AIM
Read the lines that follow and tally those with the word "this"; give the number and nothing else.

SOURCE MATERIAL
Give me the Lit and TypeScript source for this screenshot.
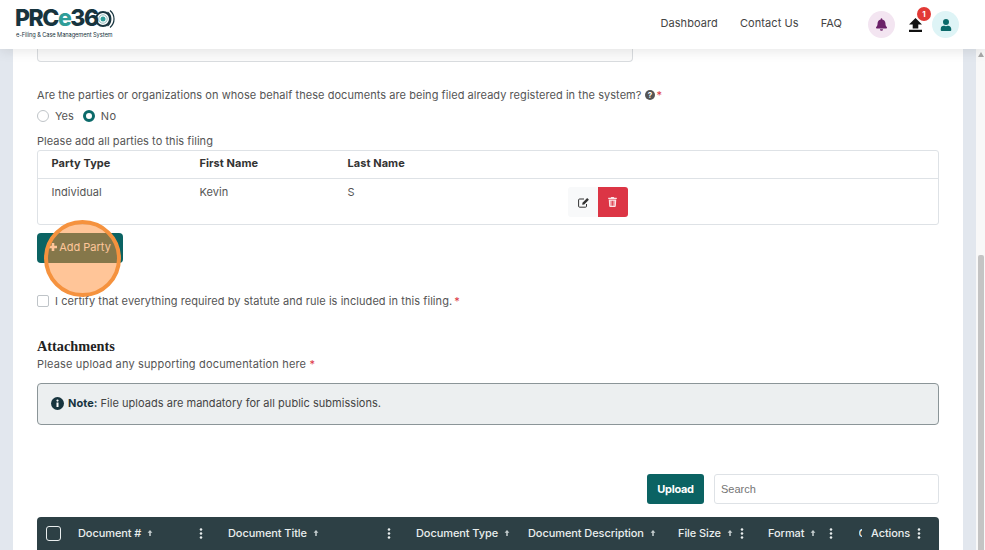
import { LitElement, html, css, unsafeCSS } from "lit";
import { customElement } from "lit/decorators.js";

const FONT = unsafeCSS(`"Inter", "Noto Sans", sans-serif`);

const sortArrow = html`<svg class="arrow" viewBox="0 0 8 10" width="6" height="8"><path d="M4 1 7.2 4.6H5V9H3V4.6H.8z" fill="currentColor"/></svg>`;
const dots = html`<svg class="dots" viewBox="0 0 4 14" width="4" height="11"><circle cx="2" cy="2" r="1.6"/><circle cx="2" cy="7" r="1.6"/><circle cx="2" cy="12" r="1.6"/></svg>`;

@customElement("app-root")
export class AppRoot extends LitElement {
  static styles = css`
    :host { display: block; width: 985px; height: 550px; overflow: hidden; position: relative; background: #fff;
      font-family: ${FONT}; color: #555; font-size: 11px; }
    * { box-sizing: border-box; }
    .top { height: 49px; background: #fff; box-shadow: 0 2px 12px rgba(0,0,0,.10); display: flex; align-items: center; padding: 0 26px 0 15px; position: relative; z-index: 2; }
    .logo { display: flex; flex-direction: column; width: 98px; padding-bottom: 3px; }
    .logo-main { display: flex; align-items: center; height: 21px; font: 800 23px/21px "Inter", sans-serif; color: #17343e; letter-spacing: -1.45px; white-space: nowrap; }
    .logo-main .e { color: #2f9d98; }
    .logo-ring { margin-left: -3px; flex: none; }
    .logo-sub { font-size: 5.7px; line-height: 7px; color: #17343e; white-space: nowrap; letter-spacing: -.08px; margin: 2px 0 0 1px; }
    .spacer { flex: 1; }
    .nav { display: flex; gap: 22px; align-items: center; font-size: 11px; color: #444; letter-spacing: .08px; margin-right: 26px; padding-bottom: 4px; }
    .circle { width: 27px; height: 27px; border-radius: 50%; display: flex; align-items: center; justify-content: center; }
    .bell { background: #f3e5f1; }
    .user { background: #def4f6; }
    .up { width: 26px; height: 27px; margin: 0 3px 0 8px; padding-right: 1px; display: flex; align-items: center; justify-content: center; position: relative; }
    .badge { position: absolute; top: -4px; right: -2px; width: 14px; height: 14px; border-radius: 50%; background: #e23a36; color: #fff; font-size: 8px; font-weight: 700; display: flex; align-items: center; justify-content: center; }
    .body { display: flex; height: 501px; }
    .left-gutter { width: 13px; background: #e2e7ee; }
    .main { width: 950px; padding: 0 24px; min-width: 0; }
    .right-gutter { width: 13px; background: #e2e7ee; }
    .bar { width: 9px; background: #f8f8f8; display: flex; flex-direction: column; }
    .bar .tri { width: 0; height: 0; border-left: 3.5px solid transparent; border-right: 3.5px solid transparent; border-bottom: 5px solid #a8a8a8; margin: 3px 0 0 1.5px; }
    .bar .thumb { width: 6px; margin: 198px 0 0 2px; flex: 1; background: #c4c4c4; border-radius: 2px 2px 0 0; }
    .stub { height: 13px; border: 1px solid #d9dcdf; border-top: 0; border-radius: 0 0 4px 4px; background: #fbfbfb; width: 596px; }
    .q { margin-top: 26px; height: 14px; line-height: 14px; display: flex; align-items: center; white-space: nowrap; letter-spacing: .055px; }
    .req { color: #dc3545; margin-left: 2px; }
    .help { margin-left: 3px; }
    .radios { display: flex; align-items: center; margin-top: 7px; height: 14px; }
    .radio { width: 12px; height: 12px; border-radius: 50%; border: 1px solid #bfc4c8; margin-right: 6px; }
    .radio.on { border: 3.5px solid #0b6a6a; background: #fff; }
    .radios span { margin-right: 9px; }
    .radios span:last-child { letter-spacing: .4px; }
    .please { margin-top: 11px; height: 14px; line-height: 14px; letter-spacing: .05px; }
    .tbl { border: 1px solid #dee2e6; border-radius: 3px; height: 75px; margin-top: 2px; width: 902px; }
    .tr { display: grid; grid-template-columns: 148px 148px 220px 1fr; padding-left: 13.5px; }
    .tr.h { height: 28px; border-bottom: 1px solid #dee2e6; align-items: center; font-weight: 700; color: #333; padding-bottom: 4px; letter-spacing: .06px; }
    .tr.b { height: 45px; padding-top: 6px; letter-spacing: .05px; }
    .acts { display: flex; margin-top: 2px; }
    .btn-s { width: 30px; height: 30px; display: flex; align-items: center; justify-content: center; }
    .edit { background: #f8f9fa; border-radius: 3px 0 0 3px; padding-left: 2px; }
    .del { background: #dc3545; border-radius: 0 3px 3px 0; }
    .add { margin-top: 8px; width: 86px; height: 30px; background: #0b6363; color: #fff; border-radius: 4px; display: flex; align-items: center; justify-content: center; gap: 2px; padding-bottom: 2px; }
    .cert { margin-top: 31px; display: flex; align-items: center; height: 14px; white-space: nowrap; letter-spacing: .065px; }
    .cb { width: 12px; height: 12px; border: 1px solid #bfc4c8; border-radius: 2px; margin-right: 6px; }
    h3 { margin: 29px 0 0; font: 700 14.3px/18px "Liberation Serif", serif; color: #222; height: 18px; }
    .sup { margin-top: 2px; height: 14px; line-height: 14px; letter-spacing: .16px; }
    .sup .req { margin-left: 0; }
    .note { margin-top: 12px; width: 902px; height: 42px; background: #eceff0; border: 1px solid #8b9598; border-radius: 4px; display: flex; align-items: center; padding: 0 0 2px 13px; gap: 4px; color: #444; letter-spacing: .03px; }
    .note b { color: #17343e; }
    .tools { display: flex; justify-content: flex-end; align-items: center; gap: 10px; margin-top: 49px; width: 902px; height: 30px; }
    .upload { width: 57px; height: 30px; background: #0b6363; color: #fff; border-radius: 3px; display: flex; align-items: center; justify-content: center; font-weight: 700; letter-spacing: -.3px; }
    .search { width: 225px; height: 30px; border: 1px solid #dee2e6; border-radius: 3px; padding-left: 6px; display: flex; align-items: center; color: #757575; font: 11px "Liberation Sans", sans-serif; }
    .grid-h { margin-top: 13px; width: 902px; height: 40px; background: #2d4045; border-radius: 4px 4px 0 0; color: #e9eeee; display: flex; align-items: flex-start; font-weight: 500; letter-spacing: -.08px; }
    .col { display: flex; align-items: center; justify-content: space-between; white-space: nowrap; height: 32px; padding-right: 25px; flex: none; }
    .col > span { display: flex; align-items: center; }
    .w-check { width: 41px; padding: 0 0 0 9px; }
    .w-num { width: 150px; }
    .w-title { width: 188px; }
    .w-type { width: 112px; padding: 0; }
    .w-desc { width: 150px; padding: 0; }
    .w-size { width: 90px; padding-right: 24px; }
    .w-format { width: 90.5px; padding-right: 26px; }
    .w-clip { width: 12.5px; padding: 0; overflow: hidden; }
    .clip { width: 3px; overflow: hidden; display: block; }
    .w-actions { width: 68px; padding-right: 18px; }
    .arrow { margin-left: 6px; color: #c7d0d1; }
    .dots { fill: #e9eeee; flex: none; }
    .hcb { width: 15px; height: 15px; border: 1px solid #e9eeee; border-radius: 3px; }
    .spot { position: absolute; left: 44px; top: 220px; width: 77px; height: 77px; border-radius: 50%; border: 4px solid #f5923e; background: rgba(255,140,50,.5); z-index: 3; }
  `;

  render() {
    return html`
      <div class="top">
        <div class="logo">
          <div class="logo-main">PRC<span class="e">e</span>36
            <svg class="logo-ring" width="20" height="20" viewBox="0 0 20 20" fill="none">
              <circle cx="8" cy="10" r="7" stroke="#17343e" stroke-width="2"/>
              <path d="M12.5 3a9 9 0 0 1 0 14M15 1.5a11 11 0 0 1 0 17" stroke="#17343e" stroke-width="1.2"/>
              <circle cx="8" cy="10" r="4.2" stroke="#8fb8ba" stroke-width="1"/>
              <circle cx="8" cy="10" r="2.5" fill="#2f9d98"/>
            </svg>
          </div>
          <div class="logo-sub">e-Filing &amp; Case Management System</div>
        </div>
        <div class="spacer"></div>
        <div class="nav"><span>Dashboard</span><span>Contact Us</span><span>FAQ</span></div>
        <div class="circle bell">
          <svg width="11" height="13" viewBox="0 0 448 512"><path fill="#6b2168" d="M224 512a64 64 0 0 0 64-64H160a64 64 0 0 0 64 64zm215-150c-19-21-55-52-55-154 0-78-54-140-128-155V32a32 32 0 1 0-64 0v21C118 68 64 130 64 208c0 102-36 133-55 154-6 6-9 14-9 22 0 16 13 32 32 32h384c19 0 32-16 32-32 0-8-3-16-9-22z"/></svg>
        </div>
        <div class="up">
          <svg width="13" height="14" viewBox="0 0 13 14"><path fill="#111" d="M6.5 0 13 6.4H9.3V10.6H3.7V6.4H0zM0 11.8H13V14H0z"/></svg>
          <div class="badge">1</div>
        </div>
        <div class="circle user">
          <svg width="12" height="12" viewBox="0 0 448 512"><path fill="#0b6a6a" d="M224 256a128 128 0 1 0 0-256 128 128 0 0 0 0 256zm90 32h-17a174 174 0 0 1-146 0h-17A134 134 0 0 0 0 422v42c0 27 21 48 48 48h352c27 0 48-21 48-48v-42c0-74-60-134-134-134z"/></svg>
        </div>
      </div>
      <div class="body">
        <div class="left-gutter"></div>
        <div class="main">
          <div class="stub"></div>
          <div class="q">Are the parties or organizations on whose behalf these documents are being filed already registered in the system?
            <svg class="help" width="10" height="10" viewBox="0 0 10 10"><circle cx="5" cy="5" r="5" fill="#555"/><text x="5" y="7.8" text-anchor="middle" font-size="8" font-weight="700" fill="#fff">?</text></svg>
            <span class="req">*</span></div>
          <div class="radios"><div class="radio"></div><span>Yes</span><div class="radio on"></div><span>No</span></div>
          <div class="please">Please add all parties to this filing</div>
          <div class="tbl">
            <div class="tr h"><div>Party Type</div><div>First Name</div><div>Last Name</div></div>
            <div class="tr b"><div>Individual</div><div>Kevin</div><div>S</div>
              <div class="acts">
                <div class="btn-s edit"><svg width="12" height="11" viewBox="0 0 12 11"><path fill="none" stroke="#333" stroke-width="1" d="M8.5 7v2.2a1 1 0 0 1-1 1H1.6a1 1 0 0 1-1-1V3a1 1 0 0 1 1-1H6"/><path fill="#333" d="M4.5 5.8 9.2 1l1.7 1.7L6.2 7.5l-2 .3z"/></svg></div>
                <div class="btn-s del"><svg width="9" height="10" viewBox="0 0 448 512"><path fill="#fbe4e6" fill-rule="evenodd" d="M432 32H312l-9-19a24 24 0 0 0-22-13H167a24 24 0 0 0-22 13l-9 19H16A16 16 0 0 0 0 48v32a16 16 0 0 0 16 16h416a16 16 0 0 0 16-16V48a16 16 0 0 0-16-16zM53 467a48 48 0 0 0 48 45h246a48 48 0 0 0 48-45l21-339H32zM130 190h44v260h-44zM202 190h44v260h-44zM274 190h44v260h-44z"/></svg></div>
              </div>
            </div>
          </div>
          <div class="add"><svg width="8" height="8" viewBox="0 0 8 8"><path fill="#fff" d="M2.7 0h2.6v2.7H8v2.6H5.3V8H2.7V5.3H0V2.7h2.7z"/></svg>Add Party</div>
          <div class="cert"><div class="cb"></div>I certify that everything required by statute and rule is included in this filing.<span class="req">*</span></div>
          <h3>Attachments</h3>
          <div class="sup">Please upload any supporting documentation here <span class="req">*</span></div>
          <div class="note">
            <svg width="13" height="13" viewBox="0 0 13 13"><circle cx="6.5" cy="6.5" r="6.5" fill="#17343e"/><rect x="5.5" y="5.5" width="2" height="4.5" fill="#fff"/><circle cx="6.5" cy="3.6" r="1.1" fill="#fff"/></svg>
            <span><b>Note:</b> File uploads are mandatory for all public submissions.</span>
          </div>
          <div class="tools"><div class="upload">Upload</div><div class="search">Search</div></div>
          <div class="grid-h">
            <div class="col w-check"><div class="hcb"></div></div>
            <div class="col w-num"><span>Document #${sortArrow}</span>${dots}</div>
            <div class="col w-title"><span>Document Title${sortArrow}</span>${dots}</div>
            <div class="col w-type"><span>Document Type${sortArrow}</span></div>
            <div class="col w-desc"><span>Document Description${sortArrow}</span></div>
            <div class="col w-size"><span>File Size${sortArrow}</span>${dots}</div>
            <div class="col w-format"><span>Format${sortArrow}</span>${dots}</div>
            <div class="col w-clip"><span class="clip">C</span></div>
            <div class="col w-actions"><span>Actions</span>${dots}</div>
          </div>
        </div>
        <div class="right-gutter"></div>
        <div class="bar"><div class="tri"></div><div class="thumb"></div></div>
      </div>
      <div class="spot"></div>
    `;
  }
}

ANSWER IN FULL
3